Shooting someone in the leg might not even stop an assailant. He'll probably go down, but if he's used to the pain, the two arms he has left would still be more than enough to shoot you back, and it's a risk you don't want to take. Ask any seasoned cop, especially one from a city with a gang problem, and he or she probably has at least one good story about "bullet sponges," people who have taken a lot of bullets--even to the head and chest--but just don't go down

Further, if you shoot him in the thigh, you've got a decent chance of hitting the femoral artery, or of breaking the femur, which itself is liable to lacerate the femoral artery (a broken femur may be the only "hurry case" in first aid involving a broken bone because of the likelihood of severe internal hemorrhaging from such a laceration), so your attempt to wound rather than kill may backfire: because of these dangers from a thigh injury, it might be interpreted by the authorities that you weren't trying to stop your attacker (since a shot to a limb is often not immediately incapacitating), but were to give him a mortal wound instead of subduing him.

Finally, some studies show that only 30% of bullets in a gunfight hit their target, even in close quarters with shooters aiming at center of mass. If you're aiming at a smaller target, you're going to be even less likely to hit it, especially if he's walking or running. With the chaos of the confrontation and your adrenaline and the recoil, don't count on having an accuracy anywhere close to what you might achieve under slow fire conditions at your friendly neighborhood shooting range; if you aim for center of mass and miss, you're still more likely to hit some part of him, and while a gunshot to the leg isn't great, it's more effective than nothing.
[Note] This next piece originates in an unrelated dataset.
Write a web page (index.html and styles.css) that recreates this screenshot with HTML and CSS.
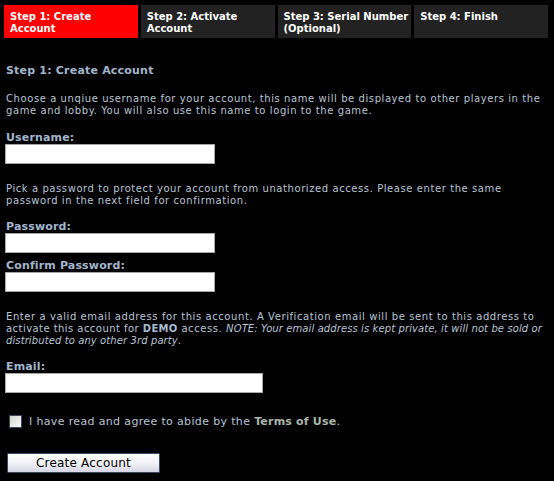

If you're not prepared to use your gun when you need it, don't even carry it. The last thing you want is someone frisking you, finding it, and shooting you with it. You really don't have to be bloodthirsty, but it's not some game; your mugger isn't a schoolyard bully you can escape by wit or brown-nosing. If I'm asked for my wallet at gunpoint, I'll let him have it; if my wife is told to get in the car with him, I'll let him have something else.